No estudo (entretanto misteriosamente desaparecido dos arquivos da FCT) a explicação para este bizarro comportamento alimentar anticristão parece estar relacionada menos com o mal e as suas hordas - ainda que os comunistas delas façam parte como é do conhecimento dos mercados - e mais com a sobrevivência do grupo. Dizem as investigadoras que "... não podendo proporcionar segurança e estabilidade aos filhotes que nasciam na clandestinidade, e não os querendo abandonar nos bosques que passam a salto, nem os afogar nos riachos que cruzavam, os comunistas tinham o hábito de os refogar logo pela manhã, poupando-lhes dias difíceis e tornando-os úteis à causa como alimento militante..."; mais à frente as autoras concluem: "... não é muito diferente do que acontece com outras espécie quando não há condições para que o grupo sobreviva."
Condições que, finalmente, se verificariam com a liberdade, a democracia e os supermercados.
Desde 1974 que não há um único registo de criancinhas comidas ao pequeno-almoço por comunistas; outros comportamentos nocivos ainda mantêm - em particular a obsessão em coletivizar o alheio - mas criancinhas como dieta matinal foi hábito que se perdeu logo em Abril.

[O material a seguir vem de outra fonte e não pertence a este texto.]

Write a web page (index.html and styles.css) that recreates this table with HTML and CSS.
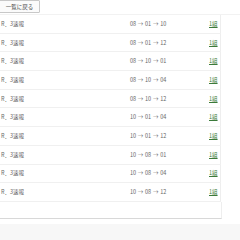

Há quem diga que a decisão de as substituir por all-bran, cornflakes e pela velha torrada com manteiga foi tomada coletivamente no comité central e não passou (nem passa) de uma manobra temporária destinada a tomar o poder pelo aumento do número de comunistas.
Talvez seja verdade. Talvez seja essa a razão pela qual a esquerda está hoje cheia de filhos prontos a abraçar a história dos progenitores como um legado e uma obrigação. Muitos dos que hoje militam, lutam, vociferam e, agora, negoceiam, são bons filhos de comunistas dedicados ao negócio de família: a luta. Tivesse esta gente sido comida tenra, como era da tradição, e porventura teríamos, para sempre, um governo de portugueses genética e imanentemente nascidos para mandar. Assim é possível que venhamos a ter um governo de filhos da luta.
Mas toda a história tem um lado tenro e um lado terno e esta não é exceção. De um lado, gente que nasceu com o destino do leitão e da petinga, mas que hoje se senta, ainda tenra, na Assembleia da República. Do outro lado a ternura de quem mudou a dieta pela causa.
Não deve ter sido fácil ao pai comunista mudar os hábitos enraizados por anos de clandestinidade. Eu sei do que falo porque sei o que me custou substituir torradas com manteiga por maçadores cereais sem glúten. Imagine-se uma suculenta criancinha. E quantas vezes, com criancinhas barulhentas em casa a querer ver desenhos animados checoslovacos com o volume no máximo, não terá o pai comunista tido vontade de os fritar para acabar o desassossego e ler em paz o seu Soeiro Pereira Gomes ou o seu Saramago?
Pai é pai, e não há pai que não tenha tido, por uma vez, vontade de estrangular as crianças que não se calam, ou mandá-las com os ciganos que passam na aldeia, como se ameaçava no Alentejo. Mas os pais comunistas resistiram às ânsias de pequenos-almoços substanciais, porque resistir é o seu modus operandi, e, com sacrifício e fé milenarista, mudaram a dieta. Talvez imaginando o dia em que os seus filhos, agentes adormecidos da causa coletiva, ocupassem lugares-chave da sociedade - diretores de jornais do regime, por exemplo, ou secretários-gerais de moderados partidos da governação - e acordassem para a revolução com um tradicional pequeno-almoço comunista de galão, criancinhas e pão.
Deus nos livre. E guarde as criancinhas.